I didn't say there were no corruption issues. Just that they're rare and a very small minority of the time is spent chasing them. In return, get determinism and optimality of execution.



Once I spent one week tracking down a memory corruption issue introduced by someone on the team and deployed into production.

Got a very interesting week tracking down that issue, while getting regular customer calls when the problem would be sorted out.

I surely don't miss it.


I think in ~10 years of C development, I had seen maybe 1 corruption bug slip through the testing suites to production. The vast majority are caught in unit tests, system tests, or QA.

I think it took 2-3 days of a 2-3 devs, but that's mostly because any production bug was very very expensive (Need to be very careful not to damage production machines).
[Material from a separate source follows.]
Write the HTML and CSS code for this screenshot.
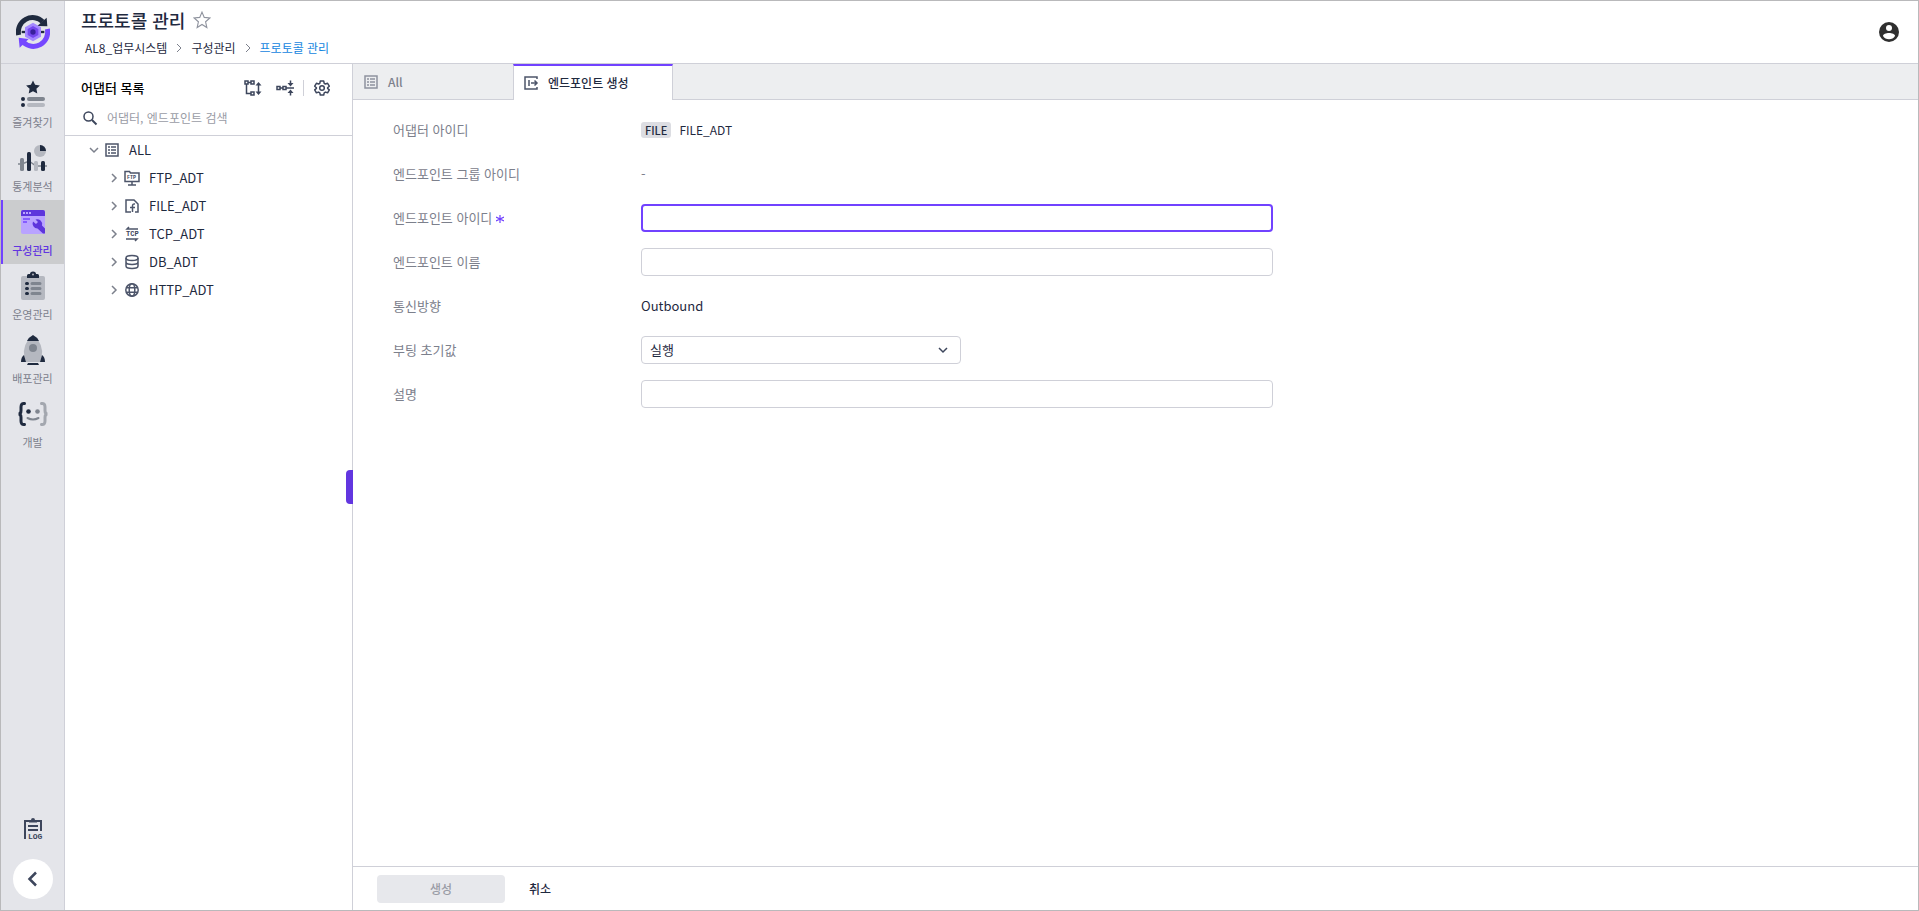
FILE: index.html
```html
<!DOCTYPE html>
<html lang="ko">

<head>
    <meta charset="UTF-8">
    <meta name="viewport" content="width=device-width, initial-scale=1.0">
    <title>프로토콜 관리</title>
    <link rel="stylesheet" href="styles.css">
</head>

<body>
    <div class="app">
        <nav class="sidebar">
            <a class="logo" href="#" aria-label="Home">
                <svg width="34" height="34" viewBox="0 0 102 102">
                    <path d="M8 60A43 43 0 0 1 80 20" fill="none" stroke="#1f2a3f" stroke-width="15" />
                    <path d="M92 8L94 34L64 33Z" fill="#1f2a3f" />
                    <path d="M94 42A43 43 0 0 1 22 82" fill="none" stroke="#7547ff" stroke-width="15" />
                    <path d="M8 68L11 98L38 72Z" fill="#7547ff" />
                    <path d="M17 51H85" stroke="#1f2a3f" stroke-width="7" />
                    <path d="M51 23L75 37V65L51 79L27 65V37Z" fill="#a487ff" />
                    <path d="M51 33L67 42V60L51 69L35 60V42Z" fill="#7547ee" />
                    <circle cx="51" cy="51" r="8" fill="#38209c" />
                </svg>
            </a>
            <div class="menu">
                <a class="menu-item" href="#">
                    <svg width="32" height="32" viewBox="0 0 32 32">
                        <path d="M16 2.5l2.1 4.3 4.8.7-3.5 3.3.9 4.8-4.3-2.3-4.3 2.3.9-4.8-3.5-3.3 4.8-.7z" fill="#1f2a3f" />
                        <circle cx="6" cy="21" r="2" fill="#1f2a3f" />
                        <circle cx="6" cy="27" r="2" fill="#1f2a3f" />
                        <rect x="10" y="19" width="18" height="4" rx="2" fill="#7f858f" />
                        <rect x="10" y="25" width="18" height="4" rx="2" fill="#b5b8c0" />
                    </svg>
                    <span>즐겨찾기</span>
                </a>
                <a class="menu-item" href="#">
                    <svg width="32" height="32" viewBox="0 0 32 32">
                        <circle cx="23" cy="9" r="6" fill="#b5b8c0" />
                        <path d="M23 9V3a6 6 0 0 1 6 6z" fill="#1f2a3f" />
                        <path d="M1 22h4l7-3 7 5h11" fill="none" stroke="#7f858f" stroke-width="1.5" />
                        <rect x="3" y="16" width="4" height="13" rx="1.5" fill="#7f858f" />
                        <rect x="10" y="10" width="4" height="19" rx="1.5" fill="#1f2a3f" />
                        <rect x="17" y="19" width="4" height="10" rx="1.5" fill="#b5b8c0" />
                        <rect x="24" y="19" width="4" height="10" rx="1.5" fill="#1f2a3f" />
                    </svg>
                    <span>통계분석</span>
                </a>
                <a class="menu-item active" href="#">
                    <svg width="32" height="32" viewBox="0 0 32 32">
                        <rect x="4" y="4" width="24" height="24" rx="2" fill="#b9a3ff" />
                        <path d="M6 4h20a2 2 0 0 1 2 2v4H4V6a2 2 0 0 1 2-2z" fill="#5d35dc" />
                        <path d="M6 7h2M9 7h2M12 7h2" stroke="#b9a3ff" stroke-width="2" />
                        <path d="M6 13h7M6 16h4" stroke="#7547ff" stroke-width="1.5" />
                        <path d="M16 15.5l3 2.5 2-2-2.5-2.5a5 5 0 0 1 6.5 6l3 3v5h-2l-5.500-5a5 5 0 0 1-4.500-7z" fill="#5d35dc" />
                    </svg>
                    <span>구성관리</span>
                </a>
                <a class="menu-item" href="#">
                    <svg width="32" height="32" viewBox="0 0 32 32">
                        <rect x="4" y="6" width="24" height="24" rx="2" fill="#b5b8c0" />
                        <path d="M10 8V5.5q0-1.5 1.5-1.5H13a3 2.5 0 0 1 6 0h1.5Q22 4 22 5.5V8z" fill="#1f2a3f" />
                        <circle cx="16" cy="4.5" r="1" fill="#b5b8c0" />
                        <path d="M9.5 13.5h1M9.5 18.5h1M9.5 23.5h1" stroke="#1f2a3f" stroke-width="3" stroke-linecap="round" />
                        <path d="M15 13.5h8M15 18.5h8M15 23.5h8" stroke="#7f858f" stroke-width="3" stroke-linecap="round" />
                    </svg>
                    <span>운영관리</span>
                </a>
                <a class="menu-item" href="#">
                    <svg width="32" height="32" viewBox="0 0 32 32">
                        <path d="M11 6h10q7 10 2 22H9Q4 16 11 6z" fill="#b5b8c0" />
                        <path d="M16 1q4 2 6 6H10q2-4 6-6z" fill="#1f2a3f" />
                        <circle cx="16" cy="14" r="4" fill="#7f858f" />
                        <path d="M7 21L9 28H4q0-5 3-7zM25 21l-2 7h5q0-5-3-7zM11 29h10l1 2H10z" fill="#1f2a3f" />
                    </svg>
                    <span>배포관리</span>
                </a>
                <a class="menu-item" href="#">
                    <svg width="32" height="32" viewBox="0 0 32 32" fill="none" stroke-width="3" stroke-linecap="round">
                        <path d="M7.5 5.5Q4 5 4 9v3.5Q4 16 1.500 16 4 16 4 19.5V23q0 4 3.5 3.5" stroke="#1f2a3f" />
                        <path d="M24.5 5.5Q28 5 28 9v3.5q0 3.5 2.5 3.5Q28 16 28 19.5V23q0 4-3.5 3.5" stroke="#a3a7af" />
                        <path d="M10.5 20q5.5 3 11 0" stroke="#7f858f" stroke-width="2" />
                        <circle cx="11.5" cy="13.5" r="2.3" fill="#1f2a3f" />
                        <circle cx="20.5" cy="13.5" r="2.3" fill="#7f858f" />
                    </svg>
                    <span>개발</span>
                </a>
            </div>
            <div class="sidebar-bottom">
                <button type="button" class="icon-btn" aria-label="Log">
                    <svg width="24" height="24" viewBox="0 0 24 24">
                        <path d="M4 22V4h16v10" fill="none" stroke="#3d465c" stroke-width="2" />
                        <path d="M8 5.5V3h2a2 2 0 0 1 4 0h2v2.5z" fill="#3d465c" />
                        <path d="M7 9h10M7 13h10" stroke="#3d465c" stroke-width="2" />
                        <text x="7" y="22" class="glyph glyph-log">LOG</text>
                    </svg>
                </button>
                <button type="button" class="collapse-btn" aria-label="Collapse menu">
                    <svg width="16" height="16" viewBox="0 0 16 16">
                        <path d="M11 1.5L4.5 8 11 14.5" fill="none" stroke="#3d465c" stroke-width="2.5" />
                    </svg>
                </button>
            </div>
        </nav>

        <div class="page">
            <header class="header">
                <div>
                    <div class="title-row">
                        <h1>프로토콜 관리</h1>
                        <button type="button" class="icon-btn" aria-label="즐겨찾기 추가">
                            <svg width="18" height="18" viewBox="0 0 16 16">
                                <path d="M8 1l2 4.7 5 .5-3.8 3.4 1.1 5.1L8 12l-4.3 2.7 1.1-5.1L1 6.200l5-.5z" fill="none" stroke="#8f939e" />
                            </svg>
                        </button>
                    </div>
                    <div class="breadcrumb">
                        <a href="#">AL8_업무시스템</a>
                        <svg width="8" height="8" viewBox="0 0 8 8"><path d="M2 0l4 4-4 4" /></svg>
                        <a href="#">구성관리</a>
                        <svg width="8" height="8" viewBox="0 0 8 8"><path d="M2 0l4 4-4 4" /></svg>
                        <a class="current" href="#">프로토콜 관리</a>
                    </div>
                </div>
                <button type="button" class="icon-btn" aria-label="User">
                    <svg width="24" height="24" viewBox="0 0 24 24">
                        <circle cx="12" cy="12" r="10" fill="#2f2f2f" />
                        <circle cx="12" cy="8" r="3" fill="#fff" />
                        <path d="M6 16c0-4 12-4 12 0q-2 3.2-6 3.2T6 16z" fill="#fff" />
                    </svg>
                </button>
            </header>

            <div class="body">
                <aside class="tree-panel">
                    <div class="tree-head">
                        <h2>어댑터 목록</h2>
                        <div class="tools">
                            <button type="button" class="icon-btn" aria-label="Expand all">
                                <svg width="20" height="20" viewBox="0 0 20 20" fill="none" stroke="#3d465c" stroke-width="1.5">
                                    <path d="M2 3h3v3H2zM8 3h3v3H8zM8 14h3v3H8zM5 4.5h3M3.500 6v9.500H8M15.500 6v9" />
                                    <path d="M15.500 4l3 3.500h-6zM15.500 17l3-3.500h-6z" fill="#3d465c" stroke="none" />
                                </svg>
                            </button>
                            <button type="button" class="icon-btn" aria-label="Collapse all">
                                <svg width="20" height="20" viewBox="0 0 20 20" fill="none" stroke="#3d465c" stroke-width="1.5">
                                    <path d="M2 8.500h3v3H2zM8 8.500h3v3H8zM5 10h3M11 10h8M15.500 2.500V6M15.500 17.500V14" />
                                    <path d="M15.500 8.500l3-3.500h-6zM15.500 11.500l3 3.500h-6z" fill="#3d465c" stroke="none" />
                                </svg>
                            </button>
                            <span class="divider"></span>
                            <button type="button" class="icon-btn" aria-label="Settings">
                                <svg width="20" height="20" viewBox="0 0 20 20" fill="none" stroke="#3d465c" stroke-width="1.5" stroke-linejoin="round">
                                    <path d="M8.300 3h3.400l.5 2.300 1.200.7 2.200-.7 1.700 2.900-1.700 1.600v.6l1.700 1.500-1.700 2.900-2.200-.7-1.200.7-.5 2.200H8.300l-.5-2.200-1.200-.7-2.200.7-1.700-2.900 1.700-1.500v-.6L2.700 8.200l1.700-2.900 2.200.7 1.200-.7z" />
                                    <circle cx="10" cy="10" r="2.3" />
                                </svg>
                            </button>
                        </div>
                    </div>
                    <div class="search">
                        <svg width="16" height="16" viewBox="0 0 16 16" fill="none" stroke="#3d465c">
                            <circle cx="6.500" cy="6.500" r="4.500" stroke-width="1.500" />
                            <path d="M10 10l4.500 4.500" stroke-width="2" />
                        </svg>
                        <input type="text" aria-label="검색" placeholder="어댑터, 엔드포인트 검색">
                    </div>
                    <ul class="tree">
                        <li>
                            <svg class="arrow" width="12" height="12" viewBox="0 0 12 12"><path d="M2 4l4 4 4-4" /></svg>
                            <svg class="node-icon" width="16" height="16" viewBox="0 0 16 16">
                                <path d="M2 2h12v12H2z" />
                                <path d="M4 5h2M7 5h5M4 8h2M7 8h5M4 11h2M7 11h5" />
                            </svg>
                            <a href="#">ALL</a>
                        </li>
                        <li class="child">
                            <svg class="arrow" width="12" height="12" viewBox="0 0 12 12"><path d="M4 2l4 4-4 4" /></svg>
                            <svg class="node-icon" width="16" height="16" viewBox="0 0 16 16">
                                <path d="M1 11.5v-10h4.500l1 1.500H15v8.500zM8 12v3M4 15h8" />
                                <text x="3" y="9" class="glyph glyph-ftp">FTP</text>
                            </svg>
                            <a href="#">FTP_ADT</a>
                        </li>
                        <li class="child">
                            <svg class="arrow" width="12" height="12" viewBox="0 0 12 12"><path d="M4 2l4 4-4 4" /></svg>
                            <svg class="node-icon" width="16" height="16" viewBox="0 0 16 16">
                                <path d="M7 14H2V2h8l4 4v8h-3" />
                                <path d="M11 6Q8.500 5.500 8.500 8v6M6 9.500h5" />
                            </svg>
                            <a href="#">FILE_ADT</a>
                        </li>
                        <li class="child">
                            <svg class="arrow" width="12" height="12" viewBox="0 0 12 12"><path d="M4 2l4 4-4 4" /></svg>
                            <svg class="node-icon" width="16" height="16" viewBox="0 0 16 16">
                                <path d="M14 3H3l2-2M2 13h11l-2 2" />
                                <text x="2" y="10" class="glyph glyph-tcp">TCP</text>
                            </svg>
                            <a href="#">TCP_ADT</a>
                        </li>
                        <li class="child">
                            <svg class="arrow" width="12" height="12" viewBox="0 0 12 12"><path d="M4 2l4 4-4 4" /></svg>
                            <svg class="node-icon" width="16" height="16" viewBox="0 0 16 16">
                                <ellipse cx="8" cy="4" rx="6" ry="2.5" />
                                <path d="M2 4v8c0 3.300 12 3.300 12 0V4M2 8c0 3.300 12 3.300 12 0" />
                            </svg>
                            <a href="#">DB_ADT</a>
                        </li>
                        <li class="child">
                            <svg class="arrow" width="12" height="12" viewBox="0 0 12 12"><path d="M4 2l4 4-4 4" /></svg>
                            <svg class="node-icon" width="16" height="16" viewBox="0 0 16 16">
                                <circle cx="8" cy="8" r="6.2" />
                                <ellipse cx="8" cy="8" rx="2.8" ry="6.2" />
                                <path d="M2.500 5.800h11M2.500 10.200h11" />
                            </svg>
                            <a href="#">HTTP_ADT</a>
                        </li>
                    </ul>
                    <button type="button" class="panel-handle" aria-label="Toggle panel"></button>
                </aside>

                <main class="content">
                    <div class="tabs">
                        <button type="button" class="tab">
                            <svg class="node-icon" width="16" height="16" viewBox="0 0 16 16">
                                <path d="M2 2h12v12H2z" />
                                <path d="M4 5h2M7 5h5M4 8h2M7 8h5M4 11h2M7 11h5" />
                            </svg>
                            <span>All</span>
                        </button>
                        <button type="button" class="tab active">
                            <svg class="node-icon" width="16" height="16" viewBox="0 0 16 16">
                                <path d="M14 4V2H2v12h12v-2M6 5v6M8 8h6M11.500 5.500L14 8l-2.500 2.500" />
                            </svg>
                            <span>엔드포인트 생성</span>
                        </button>
                    </div>

                    <form class="form" id="endpointForm">
                        <div class="form-row">
                            <span class="label">어댑터 아이디</span>
                            <div class="value value-id"><span class="badge">FILE</span>FILE_ADT</div>
                        </div>
                        <div class="form-row">
                            <span class="label">엔드포인트 그룹 아이디</span>
                            <div class="value muted">-</div>
                        </div>
                        <div class="form-row">
                            <label class="label" for="endpointId">엔드포인트 아이디
                                <svg width="8" height="8" viewBox="0 0 8 8"><path d="M4 0v8M0 2l8 4M8 2L0 6" stroke="#7142ff" stroke-width="1.200" /></svg>
                            </label>
                            <input type="text" class="focused" id="endpointId" name="endpointId" required>
                        </div>
                        <div class="form-row">
                            <label class="label" for="endpointName">엔드포인트 이름</label>
                            <input type="text" id="endpointName" name="endpointName">
                        </div>
                        <div class="form-row">
                            <span class="label">통신방향</span>
                            <div class="value">Outbound</div>
                        </div>
                        <div class="form-row">
                            <label class="label" for="bootValue">부팅 초기값</label>
                            <div class="select-box">
                                <select id="bootValue" name="bootValue">
                                    <option value="run">실행</option>
                                    <option value="stop">중지</option>
                                </select>
                                <svg width="12" height="12" viewBox="0 0 12 12"><path d="M2 4l4 4 4-4" fill="none" stroke="#3d465c" stroke-width="1.500" /></svg>
                            </div>
                        </div>
                        <div class="form-row">
                            <label class="label" for="description">설명</label>
                            <input type="text" id="description" name="description">
                        </div>
                    </form>

                    <footer class="actions">
                        <button type="submit" class="submit-btn" form="endpointForm" disabled>생성</button>
                        <button type="button" class="cancel-btn">취소</button>
                    </footer>
                </main>
            </div>
        </div>
    </div>
</body>

</html>
```
FILE: styles.css
```css
* {
    box-sizing: border-box;
}

body {
    margin: 0;
    color: #1f2a3f;
    font-family: "Noto Sans CJK KR", "Noto Sans", sans-serif;
    font-size: 13px;
    line-height: 20px;
}

h1,
h2,
ul {
    margin: 0;
    padding: 0;
}

a {
    color: inherit;
    text-decoration: none;
}

button,
input,
select {
    margin: 0;
    font: inherit;
    color: inherit;
}

button {
    padding: 0;
    border: none;
    background: none;
    cursor: pointer;
}

svg {
    flex-shrink: 0;
}

.app {
    display: flex;
    height: 100vh;
    overflow: hidden;
    border: 1px solid #b9b9bb;
}

/* left menu */
.sidebar {
    display: flex;
    flex-direction: column;
    width: 64px;
    flex-shrink: 0;
    background-color: #e4e5ea;
    border-right: 1px solid #cfd0d8;
}

.logo {
    display: flex;
    align-items: center;
    justify-content: center;
    height: 63px;
    border-bottom: 1px solid #cfd0d8;
}

.menu {
    flex: 1;
    padding-top: 8px;
}

.menu-item {
    display: flex;
    flex-direction: column;
    align-items: center;
    gap: 3px;
    height: 64px;
    padding-top: 6px;
    color: #7c808c;
    font-size: 11px;
    line-height: 18px;
}

.menu-item.active {
    background-color: #cbccce;
    color: #6236e0;
    font-weight: 500;
    box-shadow: inset 2px 0 #7142ff;
}

.sidebar-bottom {
    display: flex;
    flex-direction: column;
    align-items: center;
    gap: 18px;
    padding-bottom: 11px;
}

.icon-btn {
    display: flex;
}

.collapse-btn {
    display: flex;
    align-items: center;
    justify-content: center;
    width: 40px;
    height: 40px;
    border-radius: 50%;
    background-color: #fff;
}

/* page header */
.page {
    display: flex;
    flex-direction: column;
    flex: 1;
    min-width: 0;
}

.header {
    display: flex;
    align-items: center;
    justify-content: space-between;
    height: 63px;
    padding: 0 17px 0 16px;
    border-bottom: 1px solid #cfd0d8;
}

.title-row {
    display: flex;
    align-items: center;
    gap: 8px;
}

.title-row h1 {
    font-size: 18px;
    font-weight: 500;
    line-height: 28px;
}

.breadcrumb {
    display: flex;
    align-items: center;
    gap: 8px;
    padding: 4px 4px 0;
    font-size: 12px;
}

.breadcrumb svg {
    fill: none;
    stroke: #7c808c;
}

.breadcrumb .current {
    color: #1486e0;
}

.body {
    display: flex;
    flex: 1;
    min-height: 0;
}

/* adapter tree */
.tree-panel {
    position: relative;
    width: 288px;
    flex-shrink: 0;
    border-right: 1px solid #cfd0d8;
}

.tree-head {
    display: flex;
    align-items: center;
    justify-content: space-between;
    height: 48px;
    padding: 0 20px 0 16px;
}

.tree-head h2 {
    color: #000;
    font-size: 13px;
    font-weight: 500;
}

.tools {
    display: flex;
    align-items: center;
    gap: 12px;
}

.tools .divider {
    width: 1px;
    height: 16px;
    margin: 0 -4px;
    background-color: #cfd0d8;
}

.search {
    display: flex;
    align-items: center;
    gap: 9px;
    height: 24px;
    padding: 0 17px 12px;
    border-bottom: 1px solid #cfd0d8;
}

.search input {
    flex: 1;
    min-width: 0;
    padding: 0;
    border: none;
    outline: none;
    font-size: 12px;
}

.search input::placeholder {
    color: #9a9ca6;
}

.tree {
    list-style: none;
}

.tree li {
    display: flex;
    align-items: center;
    height: 28px;
    padding-left: 23px;
}

.tree li.child {
    padding-left: 43px;
}

.tree .node-icon {
    margin: 0 9px 0 4px;
}

.arrow {
    fill: none;
    stroke: #7c808c;
    stroke-width: 1.5;
}

.node-icon {
    fill: none;
    stroke: #4d556a;
    stroke-width: 1.5;
}

.glyph {
    fill: #3d465c;
    stroke: none;
    font-family: "Liberation Mono", monospace;
    font-weight: bold;
}

.glyph-log {
    font-size: 8px;
}

.glyph-ftp {
    font-size: 5px;
}

.glyph-tcp {
    font-size: 7px;
}

.panel-handle {
    position: absolute;
    top: 50%;
    right: -1px;
    width: 7px;
    height: 34px;
    margin-top: -17px;
    border-radius: 4px 0 0 4px;
    background-color: #6236e0;
}

/* content */
.content {
    display: flex;
    flex-direction: column;
    flex: 1;
    min-width: 0;
}

.tabs {
    display: flex;
    height: 36px;
    background-color: #edeef0;
    box-shadow: inset 0 -1px #cfd0d8;
}

.tab {
    display: flex;
    align-items: center;
    gap: 9px;
    width: 160px;
    padding-left: 10px;
    color: #7c808c;
    font-size: 12px;
    font-weight: 500;
}

.tab:not(.active) .node-icon {
    stroke: #8f939e;
}

.tab.active {
    padding-left: 9px;
    border: 1px solid #cfd0d8;
    border-top: 2px solid #7142ff;
    border-bottom: none;
    background-color: #fff;
    color: #1f2a3f;
}

.form {
    display: flex;
    flex-direction: column;
    flex: 1;
    gap: 16px;
    padding: 16px 40px;
}

.form-row {
    display: grid;
    grid-template-columns: 248px minmax(0, 632px);
    align-items: center;
    min-height: 28px;
}

.label {
    color: #7c808c;
}

.value-id {
    display: flex;
    align-items: center;
    gap: 8px;
    font-size: 12px;
}

.value.muted {
    color: #7c808c;
}

.badge {
    padding: 0 4px;
    border-radius: 3px;
    background-color: #dcdde2;
    font-size: 11px;
    font-weight: 500;
    line-height: 16px;
}

.form-row input,
.form-row select {
    width: 100%;
    height: 28px;
    padding: 0 8px;
    border: 1px solid #cfd0d8;
    border-radius: 4px;
    outline: none;
    background-color: #fff;
}

.form-row input.focused,
.form-row input:focus {
    border: 2px solid #7142ff;
}

.select-box {
    position: relative;
    max-width: 320px;
}

.select-box select {
    display: block;
    appearance: none;
}

.select-box svg {
    position: absolute;
    top: 8px;
    right: 12px;
    pointer-events: none;
}

.actions {
    display: flex;
    align-items: center;
    gap: 24px;
    height: 44px;
    padding: 0 24px;
    border-top: 1px solid #cfd0d8;
    font-size: 12px;
    font-weight: 500;
}

.submit-btn {
    width: 128px;
    height: 28px;
    border-radius: 4px;
    background-color: #e7e8ec;
    color: #9a9ca6;
}
```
But the search for the corruption was usually a couple of hours, perhaps a day's project.

If you utilize tools like valgrind, poison data that is released to pools, follow strict coding conventions, heavily test-cover your code, and become gdb-savvy, corruption bugs become not that expensive.


> If you utilize tools like valgrind, poison data that is released to pools, follow strict coding conventions, heavily test-cover your code, and become gdb-savvy, corruption bugs become not that expensive.

Watch Herb Sutter's CppCon 2015 presentation.

Apparently among the top of C++ developers that managed a ticket to get there, only 1% of the audience uses such tools.